• _DATASET ENTRIES_

-*-*-

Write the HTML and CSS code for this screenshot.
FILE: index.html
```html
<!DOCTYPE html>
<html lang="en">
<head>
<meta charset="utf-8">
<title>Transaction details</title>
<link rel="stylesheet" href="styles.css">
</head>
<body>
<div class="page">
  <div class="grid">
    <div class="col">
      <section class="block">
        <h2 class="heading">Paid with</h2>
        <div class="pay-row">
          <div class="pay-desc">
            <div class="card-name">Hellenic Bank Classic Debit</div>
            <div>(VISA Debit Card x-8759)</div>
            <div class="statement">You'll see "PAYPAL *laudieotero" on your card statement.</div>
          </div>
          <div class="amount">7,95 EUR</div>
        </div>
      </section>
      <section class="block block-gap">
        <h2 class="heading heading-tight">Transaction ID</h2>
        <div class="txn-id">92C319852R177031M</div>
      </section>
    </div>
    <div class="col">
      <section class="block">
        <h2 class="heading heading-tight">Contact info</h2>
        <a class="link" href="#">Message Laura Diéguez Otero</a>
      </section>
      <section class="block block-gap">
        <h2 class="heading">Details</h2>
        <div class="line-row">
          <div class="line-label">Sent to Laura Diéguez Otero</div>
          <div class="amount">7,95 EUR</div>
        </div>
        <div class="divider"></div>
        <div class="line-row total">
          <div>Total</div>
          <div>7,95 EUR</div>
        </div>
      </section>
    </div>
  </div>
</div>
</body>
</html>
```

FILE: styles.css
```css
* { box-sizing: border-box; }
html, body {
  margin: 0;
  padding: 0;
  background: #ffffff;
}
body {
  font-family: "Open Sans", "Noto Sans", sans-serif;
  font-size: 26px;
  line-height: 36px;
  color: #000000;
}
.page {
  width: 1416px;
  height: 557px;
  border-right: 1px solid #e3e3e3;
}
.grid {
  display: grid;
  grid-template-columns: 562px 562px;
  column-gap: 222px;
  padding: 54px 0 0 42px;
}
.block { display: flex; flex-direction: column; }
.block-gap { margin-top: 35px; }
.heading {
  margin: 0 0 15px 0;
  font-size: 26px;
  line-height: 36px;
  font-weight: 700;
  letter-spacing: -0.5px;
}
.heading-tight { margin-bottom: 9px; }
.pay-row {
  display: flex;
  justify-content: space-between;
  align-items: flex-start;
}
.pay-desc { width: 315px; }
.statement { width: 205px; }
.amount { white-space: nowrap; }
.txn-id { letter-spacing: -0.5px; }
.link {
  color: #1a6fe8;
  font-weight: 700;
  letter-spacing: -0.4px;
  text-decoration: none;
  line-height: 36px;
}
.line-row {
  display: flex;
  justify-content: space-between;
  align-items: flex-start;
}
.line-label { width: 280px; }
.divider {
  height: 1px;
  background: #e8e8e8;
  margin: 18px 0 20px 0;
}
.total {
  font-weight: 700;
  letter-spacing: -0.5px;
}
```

-*-*-

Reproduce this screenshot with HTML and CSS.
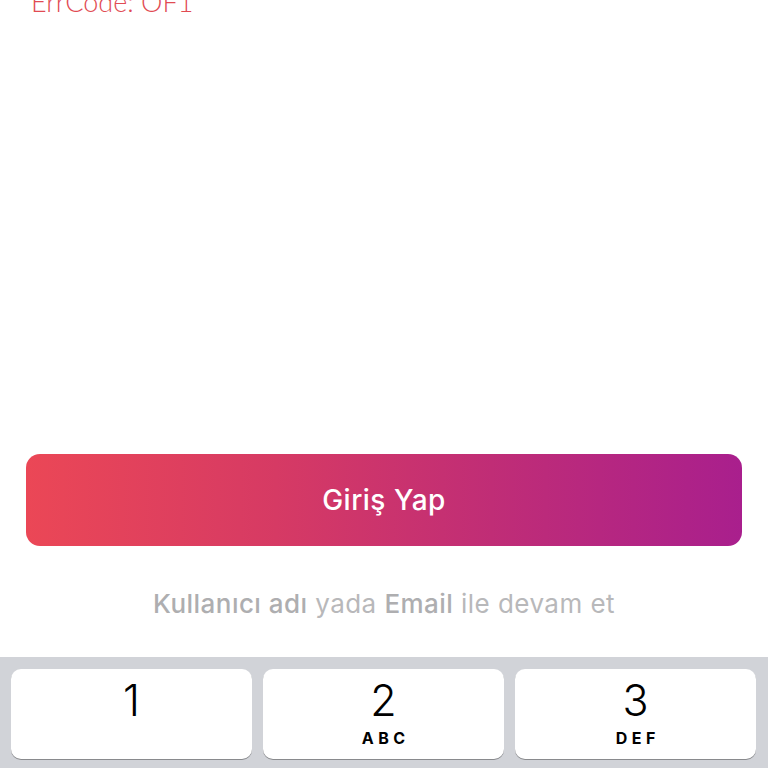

-*-*-

• _TASK_
In the listing, find each line with the string "screenshot" and copy it.

• _RESULT_
Write the HTML and CSS code for this screenshot.
Reproduce this screenshot with HTML and CSS.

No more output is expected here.